▶ _STATED EXERCISE_
Leave out any picture and return the remaining listing below exactly as given.

☆ ☆ ☆ ☆

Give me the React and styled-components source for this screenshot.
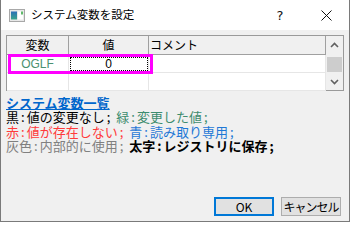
import styled, { createGlobalStyle } from "styled-components";

const GlobalStyle = createGlobalStyle`
  html, body {
    margin: 0;
    padding: 0;
    background: #ffffff;
  }
  * {
    box-sizing: border-box;
  }
`;

const uiFont = `"Noto Sans CJK JP", "Noto Sans", sans-serif`;

const Window = styled.div`
  width: 350px;
  height: 222px;
  display: flex;
  flex-direction: column;
  background: #f0f0f0;
  border: 1px solid #7a7a7a;
  border-top: none;
  font-family: ${uiFont};
  color: #000;
  overflow: hidden;
`;

const TitleBar = styled.div`
  height: 30px;
  flex: none;
  display: flex;
  align-items: center;
  background: #ffffff;
  padding-left: 8px;
`;

const TitleText = styled.span`
  font-size: 11.5px;
  margin-left: 6px;
  flex: 1;
  line-height: 1;
`;

const CaptionButton = styled.div`
  width: 46px;
  height: 30px;
  display: flex;
  align-items: center;
  justify-content: center;
  font-family: "DejaVu Sans", sans-serif;
  font-size: 13px;
  color: #111;
`;

const Body = styled.div`
  flex: 1;
  display: flex;
  flex-direction: column;
  padding: 5px 5px 5px 4px;
`;

const Grid = styled.div`
  width: 338px;
  height: 56px;
  margin-left: 1px;
  display: flex;
  background: #ffffff;
  border: 1px solid #9a9a9a;
`;

const Table = styled.div`
  flex: 1;
  display: flex;
  flex-direction: column;
  position: relative;
`;

const Row = styled.div`
  display: flex;
  height: ${(p) => (p.$header ? 19 : 18)}px;
  flex: none;
  background: ${(p) => (p.$header ? "#f0f0f0" : "#ffffff")};
  border-bottom: 1px solid ${(p) => (p.$header ? "#a0a0a0" : "#e6e6e6")};
  font-size: 12px;
`;

const Cell = styled.div`
  width: ${(p) => (p.$width ? `${p.$width}px` : "auto")};
  flex: ${(p) => (p.$width ? "none" : 1)};
  display: flex;
  align-items: center;
  justify-content: ${(p) => (p.$left ? "flex-start" : "center")};
  padding-left: ${(p) => (p.$left ? 1 : 0)}px;
  border-right: 1px solid ${(p) => (p.$header ? "#a0a0a0" : "#e6e6e6")};
  color: ${(p) => p.$color || "#000"};
  font-family: ${(p) => (p.$latin ? `"Liberation Sans", Arial, sans-serif` : uiFont)};
  line-height: 1;
`;

const FocusBox = styled.div`
  width: 78px;
  height: 14px;
  border: 1px dotted #000;
  display: flex;
  align-items: center;
  justify-content: center;
`;

const Highlight = styled.div`
  position: absolute;
  left: 1px;
  top: 18px;
  width: 145px;
  height: 20px;
  border: 3px solid #ff00ff;
  pointer-events: none;
`;

const ScrollBar = styled.div`
  width: 17px;
  flex: none;
  display: flex;
  flex-direction: column;
  background: #f0f0f0;
`;

const ScrollArrow = styled.div`
  height: 17px;
  display: flex;
  align-items: center;
  justify-content: center;
`;

const ScrollTrack = styled.div`
  flex: 1;
  padding: 4px 1px 0 1px;
`;

const Thumb = styled.div`
  height: 15px;
  background: #cdcdcd;
`;

const Legend = styled.div`
  margin-top: 4px;
  padding-left: 1px;
  font-size: 13px;
  line-height: 14.5px;
`;

const LegendTitle = styled.div`
  font-weight: bold;
  color: #0066cc;
  text-decoration: underline;
  line-height: 15px;
`;

const LegendLine = styled.div`
  white-space: nowrap;
`;

const Key = styled.span`
  color: ${(p) => p.$color};
  font-weight: ${(p) => (p.$bold ? "bold" : "normal")};
  margin-right: ${(p) => (p.$gap ? 4 : 0)}px;
`;

const Punct = styled.span`
  padding: 0 2px;
`;

const ButtonRow = styled.div`
  margin-top: auto;
  display: flex;
  justify-content: flex-end;
  gap: 7px;
  padding-right: 3px;
`;

const Button = styled.div`
  width: 60px;
  height: 19px;
  display: flex;
  align-items: center;
  justify-content: center;
  background: #e1e1e1;
  border: ${(p) => (p.$default ? "2px solid #0078d7" : "1px solid #adadad")};
  font-size: 12px;
  letter-spacing: ${(p) => (p.$tight ? "-1px" : "0")};
  white-space: nowrap;
  line-height: 1;
`;

const AppIcon = () => (
  <svg width="16" height="13" viewBox="0 0 16 13">
    <defs>
      <linearGradient id="ig" x1="0" y1="0" x2="0" y2="1">
        <stop offset="0" stopColor="#2b6fb8" />
        <stop offset="1" stopColor="#3aa58a" />
      </linearGradient>
    </defs>
    <rect x="0.5" y="0.5" width="15" height="12" fill="#e8e8e8" stroke="#a8a8a8" />
    <rect x="2" y="2.5" width="6" height="8" fill="url(#ig)" />
    <rect x="9" y="2.5" width="5" height="8" fill="#ffffff" />
    <rect x="12" y="2.5" width="2" height="3" fill="#5fb86a" />
  </svg>
);

const CloseGlyph = () => (
  <svg width="11" height="11" viewBox="0 0 11 11">
    <path d="M0.5 0.5 L10.5 10.5 M10.5 0.5 L0.5 10.5" stroke="#111" strokeWidth="1" />
  </svg>
);

const Chevron = ({ up }) => (
  <svg width="9" height="6" viewBox="0 0 9 6">
    <path
      d={up ? "M1 5 L4.5 1.5 L8 5" : "M1 1 L4.5 4.5 L8 1"}
      fill="none"
      stroke="#606060"
      strokeWidth="1.6"
    />
  </svg>
);

const App = () => {
  const legend = [
    [
      { key: "黒", desc: "値の変更なし", color: "#000000" },
      { key: "緑", desc: "変更した値", color: "#3d8c6e" },
    ],
    [
      { key: "赤", desc: "値が存在しない", color: "#ff3b3b" },
      { key: "青", desc: "読み取り専用", color: "#1f78d6" },
    ],
    [
      { key: "灰色", desc: "内部的に使用", color: "#808080" },
      { key: "太字", desc: "レジストリに保存", color: "#000000", bold: true },
    ],
  ];

  return (
    <>
      <GlobalStyle />
      <Window>
        <TitleBar>
          <AppIcon />
          <TitleText>システム変数を設定</TitleText>
          <CaptionButton>?</CaptionButton>
          <CaptionButton>
            <CloseGlyph />
          </CaptionButton>
        </TitleBar>
        <Body>
          <Grid>
            <Table>
              <Row $header>
                <Cell $header $width={62}>変数</Cell>
                <Cell $header $width={80}>値</Cell>
                <Cell $header $left>コメント</Cell>
              </Row>
              <Row>
                <Cell $width={62} $color="#4a9070" $latin>OGLF</Cell>
                <Cell $width={80} $latin>
                  <FocusBox>0</FocusBox>
                </Cell>
                <Cell />
              </Row>
              <Row>
                <Cell $width={62} />
                <Cell $width={80} />
                <Cell />
              </Row>
              <Highlight />
            </Table>
            <ScrollBar>
              <ScrollArrow>
                <Chevron up />
              </ScrollArrow>
              <ScrollTrack>
                <Thumb />
              </ScrollTrack>
              <ScrollArrow>
                <Chevron />
              </ScrollArrow>
            </ScrollBar>
          </Grid>
          <Legend>
            <LegendTitle>システム変数一覧</LegendTitle>
            {legend.map((line, index) => (
              <LegendLine key={index}>
                {line.map((item, i) => (
                  <Key key={i} $color={item.color} $bold={item.bold} $gap={i === 0}>
                    {item.key}
                    <Punct>:</Punct>
                    {item.desc}
                    <Punct>;</Punct>
                  </Key>
                ))}
              </LegendLine>
            ))}
          </Legend>
          <ButtonRow>
            <Button $default>OK</Button>
            <Button $tight>キャンセル</Button>
          </ButtonRow>
        </Body>
      </Window>
    </>
  );
};

export default App;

☆ ☆ ☆ ☆

▶ _EXERCISE SOLUTION_
Give me the React and styled-components source for this screenshot.
import styled, { createGlobalStyle } from "styled-components";

const GlobalStyle = createGlobalStyle`
  html, body {
    margin: 0;
    padding: 0;
    background: #ffffff;
  }
  * {
    box-sizing: border-box;
  }
`;

const uiFont = `"Noto Sans CJK JP", "Noto Sans", sans-serif`;

const Window = styled.div`
  width: 350px;
  height: 222px;
  display: flex;
  flex-direction: column;
  background: #f0f0f0;
  border: 1px solid #7a7a7a;
  border-top: none;
  font-family: ${uiFont};
  color: #000;
  overflow: hidden;
`;

const TitleBar = styled.div`
  height: 30px;
  flex: none;
  display: flex;
  align-items: center;
  background: #ffffff;
  padding-left: 8px;
`;

const TitleText = styled.span`
  font-size: 11.5px;
  margin-left: 6px;
  flex: 1;
  line-height: 1;
`;

const CaptionButton = styled.div`
  width: 46px;
  height: 30px;
  display: flex;
  align-items: center;
  justify-content: center;
  font-family: "DejaVu Sans", sans-serif;
  font-size: 13px;
  color: #111;
`;

const Body = styled.div`
  flex: 1;
  display: flex;
  flex-direction: column;
  padding: 5px 5px 5px 4px;
`;

const Grid = styled.div`
  width: 338px;
  height: 56px;
  margin-left: 1px;
  display: flex;
  background: #ffffff;
  border: 1px solid #9a9a9a;
`;

const Table = styled.div`
  flex: 1;
  display: flex;
  flex-direction: column;
  position: relative;
`;

const Row = styled.div`
  display: flex;
  height: ${(p) => (p.$header ? 19 : 18)}px;
  flex: none;
  background: ${(p) => (p.$header ? "#f0f0f0" : "#ffffff")};
  border-bottom: 1px solid ${(p) => (p.$header ? "#a0a0a0" : "#e6e6e6")};
  font-size: 12px;
`;

const Cell = styled.div`
  width: ${(p) => (p.$width ? `${p.$width}px` : "auto")};
  flex: ${(p) => (p.$width ? "none" : 1)};
  display: flex;
  align-items: center;
  justify-content: ${(p) => (p.$left ? "flex-start" : "center")};
  padding-left: ${(p) => (p.$left ? 1 : 0)}px;
  border-right: 1px solid ${(p) => (p.$header ? "#a0a0a0" : "#e6e6e6")};
  color: ${(p) => p.$color || "#000"};
  font-family: ${(p) => (p.$latin ? `"Liberation Sans", Arial, sans-serif` : uiFont)};
  line-height: 1;
`;

const FocusBox = styled.div`
  width: 78px;
  height: 14px;
  border: 1px dotted #000;
  display: flex;
  align-items: center;
  justify-content: center;
`;

const Highlight = styled.div`
  position: absolute;
  left: 1px;
  top: 18px;
  width: 145px;
  height: 20px;
  border: 3px solid #ff00ff;
  pointer-events: none;
`;

const ScrollBar = styled.div`
  width: 17px;
  flex: none;
  display: flex;
  flex-direction: column;
  background: #f0f0f0;
`;

const ScrollArrow = styled.div`
  height: 17px;
  display: flex;
  align-items: center;
  justify-content: center;
`;

const ScrollTrack = styled.div`
  flex: 1;
  padding: 4px 1px 0 1px;
`;

const Thumb = styled.div`
  height: 15px;
  background: #cdcdcd;
`;

const Legend = styled.div`
  margin-top: 4px;
  padding-left: 1px;
  font-size: 13px;
  line-height: 14.5px;
`;

const LegendTitle = styled.div`
  font-weight: bold;
  color: #0066cc;
  text-decoration: underline;
  line-height: 15px;
`;

const LegendLine = styled.div`
  white-space: nowrap;
`;

const Key = styled.span`
  color: ${(p) => p.$color};
  font-weight: ${(p) => (p.$bold ? "bold" : "normal")};
  margin-right: ${(p) => (p.$gap ? 4 : 0)}px;
`;

const Punct = styled.span`
  padding: 0 2px;
`;

const ButtonRow = styled.div`
  margin-top: auto;
  display: flex;
  justify-content: flex-end;
  gap: 7px;
  padding-right: 3px;
`;

const Button = styled.div`
  width: 60px;
  height: 19px;
  display: flex;
  align-items: center;
  justify-content: center;
  background: #e1e1e1;
  border: ${(p) => (p.$default ? "2px solid #0078d7" : "1px solid #adadad")};
  font-size: 12px;
  letter-spacing: ${(p) => (p.$tight ? "-1px" : "0")};
  white-space: nowrap;
  line-height: 1;
`;

const AppIcon = () => (
  <svg width="16" height="13" viewBox="0 0 16 13">
    <defs>
      <linearGradient id="ig" x1="0" y1="0" x2="0" y2="1">
        <stop offset="0" stopColor="#2b6fb8" />
        <stop offset="1" stopColor="#3aa58a" />
      </linearGradient>
    </defs>
    <rect x="0.5" y="0.5" width="15" height="12" fill="#e8e8e8" stroke="#a8a8a8" />
    <rect x="2" y="2.5" width="6" height="8" fill="url(#ig)" />
    <rect x="9" y="2.5" width="5" height="8" fill="#ffffff" />
    <rect x="12" y="2.5" width="2" height="3" fill="#5fb86a" />
  </svg>
);

const CloseGlyph = () => (
  <svg width="11" height="11" viewBox="0 0 11 11">
    <path d="M0.5 0.5 L10.5 10.5 M10.5 0.5 L0.5 10.5" stroke="#111" strokeWidth="1" />
  </svg>
);

const Chevron = ({ up }) => (
  <svg width="9" height="6" viewBox="0 0 9 6">
    <path
      d={up ? "M1 5 L4.5 1.5 L8 5" : "M1 1 L4.5 4.5 L8 1"}
      fill="none"
      stroke="#606060"
      strokeWidth="1.6"
    />
  </svg>
);

const App = () => {
  const legend = [
    [
      { key: "黒", desc: "値の変更なし", color: "#000000" },
      { key: "緑", desc: "変更した値", color: "#3d8c6e" },
    ],
    [
      { key: "赤", desc: "値が存在しない", color: "#ff3b3b" },
      { key: "青", desc: "読み取り専用", color: "#1f78d6" },
    ],
    [
      { key: "灰色", desc: "内部的に使用", color: "#808080" },
      { key: "太字", desc: "レジストリに保存", color: "#000000", bold: true },
    ],
  ];

  return (
    <>
      <GlobalStyle />
      <Window>
        <TitleBar>
          <AppIcon />
          <TitleText>システム変数を設定</TitleText>
          <CaptionButton>?</CaptionButton>
          <CaptionButton>
            <CloseGlyph />
          </CaptionButton>
        </TitleBar>
        <Body>
          <Grid>
            <Table>
              <Row $header>
                <Cell $header $width={62}>変数</Cell>
                <Cell $header $width={80}>値</Cell>
                <Cell $header $left>コメント</Cell>
              </Row>
              <Row>
                <Cell $width={62} $color="#4a9070" $latin>OGLF</Cell>
                <Cell $width={80} $latin>
                  <FocusBox>0</FocusBox>
                </Cell>
                <Cell />
              </Row>
              <Row>
                <Cell $width={62} />
                <Cell $width={80} />
                <Cell />
              </Row>
              <Highlight />
            </Table>
            <ScrollBar>
              <ScrollArrow>
                <Chevron up />
              </ScrollArrow>
              <ScrollTrack>
                <Thumb />
              </ScrollTrack>
              <ScrollArrow>
                <Chevron />
              </ScrollArrow>
            </ScrollBar>
          </Grid>
          <Legend>
            <LegendTitle>システム変数一覧</LegendTitle>
            {legend.map((line, index) => (
              <LegendLine key={index}>
                {line.map((item, i) => (
                  <Key key={i} $color={item.color} $bold={item.bold} $gap={i === 0}>
                    {item.key}
                    <Punct>:</Punct>
                    {item.desc}
                    <Punct>;</Punct>
                  </Key>
                ))}
              </LegendLine>
            ))}
          </Legend>
          <ButtonRow>
            <Button $default>OK</Button>
            <Button $tight>キャンセル</Button>
          </ButtonRow>
        </Body>
      </Window>
    </>
  );
};

export default App;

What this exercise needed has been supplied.